En fait, je le savais déjà.

On n'en avait jamais vraiment parlé. Ou plutôt, on évitait tout simplement d'aborder le sujet. Même si des fois, il tombait, quand même. Mais pourtant, j'ai compris que je le savais depuis des mois. Parce qu'elle cachait un manque, peut-être. Ou parce qu'elle avait cette manière de l'esquisser qui ne peut s'expliquer que par la douleur, ou par la crainte. Ou par la gêne de voir de la pitié dans le regard de l'autre, ou un malaise.
Parce que, surtout, quand elle en parlait, c'était sans haine. Sans reproches. Avec cette pudeur, cette distance mais paradoxalement cette implication qui ne peut s'expliquer que comme ça.
Parce que quand elle en parlait, c'était avec le regard qui fuyait. Alors oui, je savais que j'avais compris. Ou j'avais compris que je savais.

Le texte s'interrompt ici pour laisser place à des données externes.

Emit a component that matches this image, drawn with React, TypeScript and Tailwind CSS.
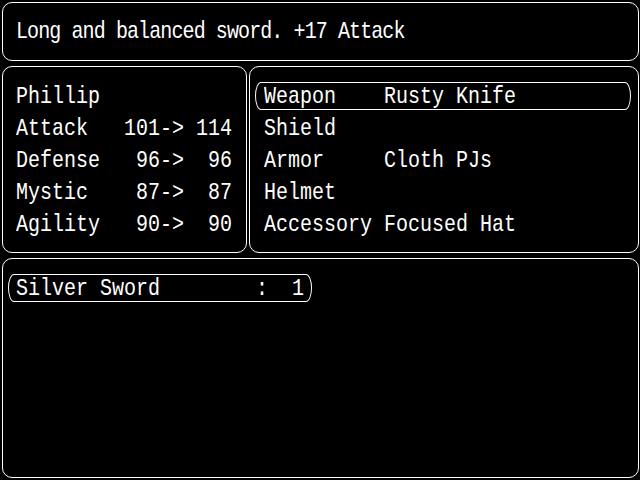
import React from 'react';

const font = { fontFamily: '"Liberation Mono", "DejaVu Sans Mono", monospace' };

const stats = [
  'Phillip',
  'Attack   101-> 114',
  'Defense   96->  96',
  'Mystic    87->  87',
  'Agility   90->  90',
];

const slots = [
  'Weapon    Rusty Knife',
  'Shield',
  'Armor     Cloth PJs',
  'Helmet',
  'Accessory Focused Hat',
];

const Row: React.FC<{ text: string }> = ({ text }) => (
  <div className="h-[32px] flex items-center whitespace-pre text-[20px] leading-none text-white scale-y-[1.2]">
    {text}
  </div>
);

const Cursor: React.FC<{ className: string }> = ({ className }) => (
  <div className={`absolute h-[28px] border border-white rounded-[6px/14px] ${className}`} />
);

const Window: React.FC<{ className?: string; children?: React.ReactNode }> = ({ className = '', children }) => (
  <div className={`relative bg-black border border-white rounded-[10px] ${className}`}>{children}</div>
);

export default function App() {
  return (
    <div className="w-[640px] h-[480px] bg-black pt-[2px] pl-[2px] pr-[1px] flex flex-col gap-[5px]" style={font}>
      <Window className="h-[59px] pl-[13px] pt-[13px]">
        <div className="h-[32px] flex items-center whitespace-pre text-[20px] leading-none text-white tracking-[-0.9px] scale-y-[1.2]">
          Long and balanced sword. +17 Attack
        </div>
      </Window>

      <div className="h-[187px] flex gap-[2px]">
        <Window className="w-[245px] pl-[13px] pt-[14px]">
          {stats.map((s) => (
            <Row key={s} text={s} />
          ))}
        </Window>
        <Window className="flex-1 pl-[14px] pt-[14px]">
          <Cursor className="top-[15px] left-[5px] right-[7px]" />
          {slots.map((s) => (
            <Row key={s} text={s} />
          ))}
        </Window>
      </div>

      <Window className="h-[220px] pl-[13px] pt-[14px]">
        <Cursor className="top-[15px] left-[5px] w-[304px]" />
        <Row text="Silver Sword        :  1" />
      </Window>
    </div>
  );
}
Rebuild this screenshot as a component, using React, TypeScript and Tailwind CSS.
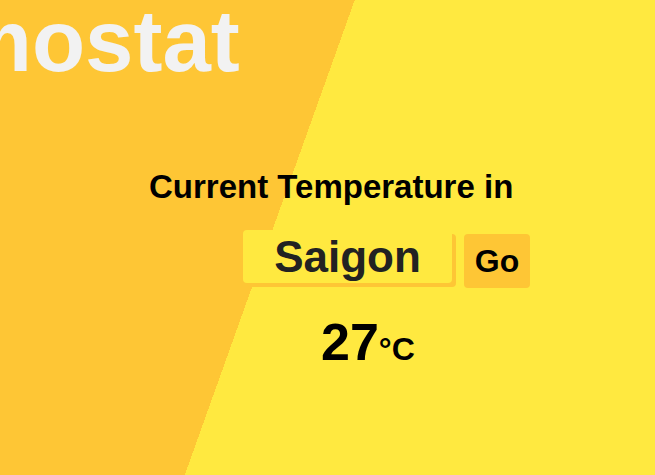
export default function App() {
    return (
        <div className="min-h-screen w-full overflow-hidden font-['Liberation_Sans',Arial,sans-serif] bg-[linear-gradient(109.69deg,#FEC635_334px,#FFE940_334px)]">
            <h1 className="ml-[-234px] mt-[-3px] whitespace-nowrap text-[87px] font-bold leading-none text-[#F2F2F2]">
                Thermostat
            </h1>

            <section className="flex flex-col items-start">
                <h2 className="ml-[149px] mt-[86px] text-[33px] font-bold leading-none text-black">
                    Current Temperature in
                </h2>

                <form
                    className="ml-[243px] mt-[27px] flex flex-row items-start"
                    onSubmit={(e) => e.preventDefault()}
                >
                    <input
                        type="text"
                        defaultValue="Saigon"
                        className="h-[53px] w-[209px] rounded-[4px] bg-[#FFE940] text-center text-[44px] font-bold text-[#222222] shadow-[4px_4px_0_#FEC635] outline-none"
                    />
                    <button
                        type="submit"
                        className="ml-[12px] mt-[4px] h-[54px] w-[66px] rounded-[4px] bg-[#FEC635] text-[32px] font-bold text-black"
                    >
                        Go
                    </button>
                </form>

                <div className="ml-[321px] mt-[28px] text-[52px] font-bold leading-none text-black">
                    27<span className="text-[32px]">°C</span>
                </div>
            </section>
        </div>
    );
}
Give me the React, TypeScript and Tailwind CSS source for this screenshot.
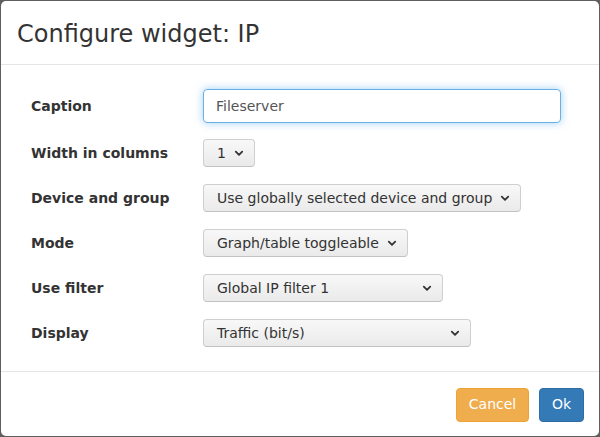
import React from 'react';

const Chevron = () => (
  <svg width="10" height="7" viewBox="0 0 10 7" className="ml-[5px] shrink-0">
    <path d="M1.8 1.6 L5 4.8 L8.2 1.6" fill="none" stroke="#333" strokeWidth="1.8" strokeLinecap="round" strokeLinejoin="round" />
  </svg>
);

interface SelectProps {
  value: string;
  width?: string;
}

const SelectButton: React.FC<SelectProps> = ({ value, width }) => (
  <button
    className={`h-[28px] flex items-center justify-between pl-[13px] pr-[10px] rounded-[4px] border border-[#cfcfcf] border-b-[#c2c2c2] bg-gradient-to-b from-[#f8f8f8] to-[#eaeaea] text-[14px] text-[#333] ${width ?? ''}`}
  >
    <span className="whitespace-nowrap">{value}</span>
    <Chevron />
  </button>
);

const rows: { label: string; value: string; width?: string }[] = [
  { label: 'Width in columns', value: '1', width: 'w-[52px]' },
  { label: 'Device and group', value: 'Use globally selected device and group', width: 'w-[318px]' },
  { label: 'Mode', value: 'Graph/table toggleable', width: 'w-[205px]' },
  { label: 'Use filter', value: 'Global IP filter 1', width: 'w-[240px]' },
  { label: 'Display', value: 'Traffic (bit/s)', width: 'w-[268px]' },
];

export default function App() {
  return (
    <div
      className="w-[600px] h-[437px] bg-[#5f5f5f] p-px"
      style={{ fontFamily: '"DejaVu Sans", Verdana, sans-serif' }}
    >
      <div className="h-full bg-white rounded-[5px] flex flex-col">
        {/* Header */}
        <div className="h-[64px] flex items-center px-[16px] border-b border-[#e5e5e5]">
          <h4 className="text-[24px] text-[#333] leading-none mt-[2px]">Configure widget: IP</h4>
        </div>

        {/* Body */}
        <div className="flex-1 pt-[24px] pl-[30px] pr-[38px]">
          <div className="flex items-center h-[34px]">
            <label className="w-[172px] font-bold text-[14px] text-[#333]">Caption</label>
            <input
              defaultValue="Fileserver"
              className="flex-1 h-[34px] px-[12px] rounded-[4px] border border-[#66afe9] text-[14px] text-[#555] outline-none shadow-[0_0_8px_rgba(102,175,233,0.6)]"
            />
          </div>
          {rows.map((r, i) => (
            <div key={r.label} className={`flex items-center h-[28px] ${i === 0 ? 'mt-[16px]' : 'mt-[17px]'}`}>
              <label className="w-[172px] font-bold text-[14px] text-[#333]">{r.label}</label>
              <SelectButton value={r.value} width={r.width} />
            </div>
          ))}
        </div>

        {/* Footer */}
        <div className="h-[65px] border-t border-[#e5e5e5] flex items-center justify-end gap-[10px] pr-[15px] pt-px">
          <button className="h-[34px] w-[73px] rounded-[4px] bg-[#f0ad4e] border border-[#eea236] text-white text-[14px]">
            Cancel
          </button>
          <button className="h-[34px] w-[45px] rounded-[4px] bg-[#337ab7] border border-[#2e6da4] text-white text-[14px]">
            Ok
          </button>
        </div>
      </div>
    </div>
  );
}
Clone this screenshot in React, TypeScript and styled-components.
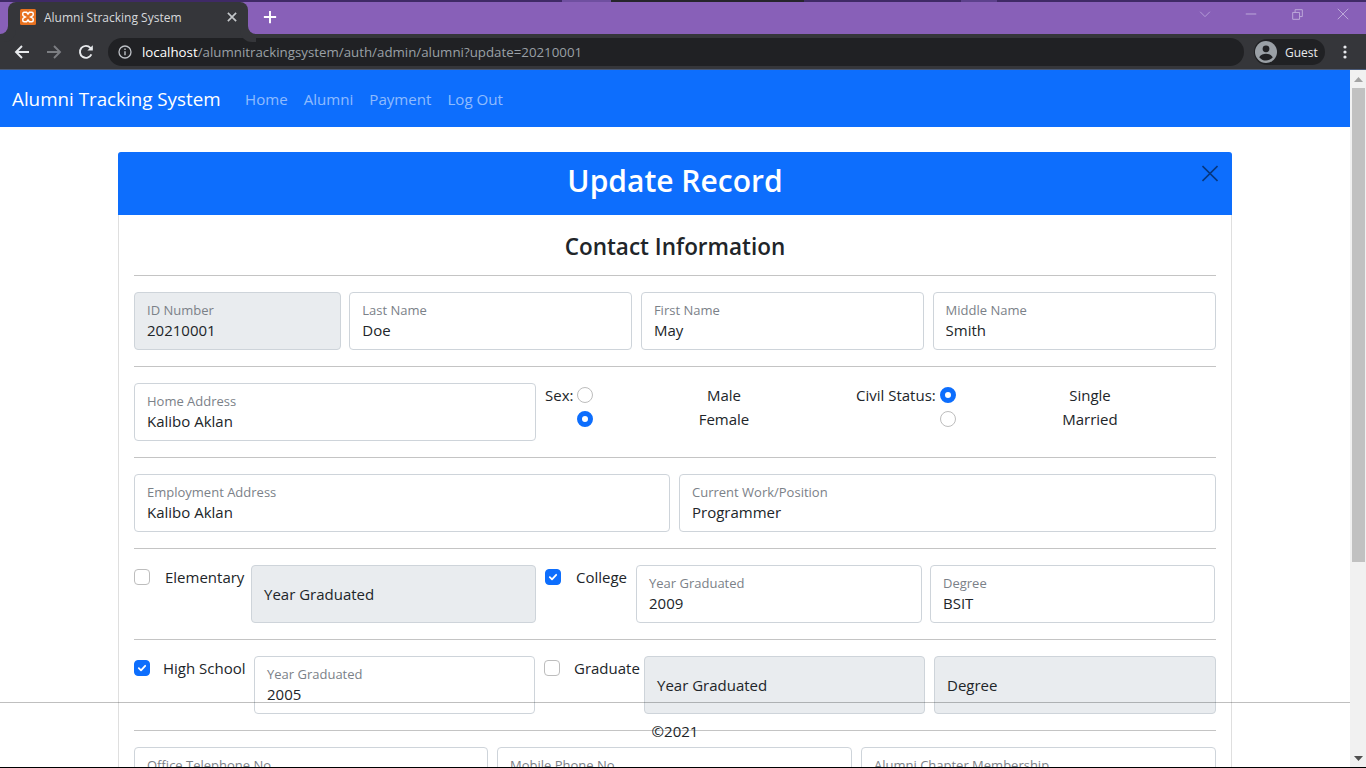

On a déménagé des meubles, on a cassé un verre. On en a sué -et chié, aussi-, mais il fallait tout changer. Et puis on est tombées, alors on a mangé. Et parlé, longtemps. Toute la nuit, ou presque. En buvant du thé et en fumant des cigarettes. Quelques joints, aussi, c'est vrai. Pas pour se défoncer. Mais parce que ça collait avec l'ambiance et les chats qui renversaient les lampes en se battant. Non, on n'était pas défoncées. Un peu tristes, juste. Alors on a juste essayé de refaire le monde.

Quand je lui ai demandé "elle est morte?", ce n'était pas pour entendre la réponse. C'était juste pour lui dire que je savais, depuis longtemps. Parce qu'elle en parlait avec cette façon de parler, avec cette pudeur et cette passion si contradictoire qui ne peut s'appliquer qu'à une personne morte.
Quand elle m'a dit "je ne sais plus si c'était juste avant ou juste après mes seize ans", j'ai eu envie de relire Camus. J'ai pris les premières pages en rentrant chez moi.

"Aujourd’hui, maman est morte. Ou peut-être hier, je ne sais pas. J’ai reçu un télégramme de l’asile : "Mère décédée. Enterrement demain. Sentiments distingués." Cela ne veut rien dire. C’était peut-être hier." .

J'ai réalisé à ce moment là que je venais de comprendre toute la philosophie de l'Etranger. Tout ce qui m'avait échappé, avant. Tout ce qui m'avait échappé, aussi, dans ma vie. Que cela ne voulait rien dire, juste. Mais ce n'est pas pour ça que j'ai pleuré.
J'ai dû prendre une douche. Et avoir envie de vomir. Et puis j'ai pleuré, parce que j'avais mal. Mais sans savoir pourquoi, exactement. Sans savoir si c'était hier ou aujourd'hui. Sans savoir si c'était pour moi ou pour elle. Parce que je savais, depuis longtemps. J'avais deviné, déjà. Mais j'ai pleuré à cause du regard, je crois. Ou à cause de sa façon d'en parler. Je ne suis pas sûre.

On n'en avait jamais parlé non plus. Ni vraiment abordé le sujet. Mais quant à son tour elle m'a posé la question, j'ai su que ce n'était pas non plus pour entendre ma réponse. Et que c'était juste pour me dire qu'elle avait compris depuis longtemps.
Peut-être parce que quand le sujet approchait, j'avais cette esquive du regard. Peut-être aussi parce qu'il y a cette gêne dans ma bouche de voir de la pitié chez les autres, peut-être aussi à cause d'une pudeur qui implique trop de douleur pour que ce soit juste un sujet comme ça, qui touche de loin.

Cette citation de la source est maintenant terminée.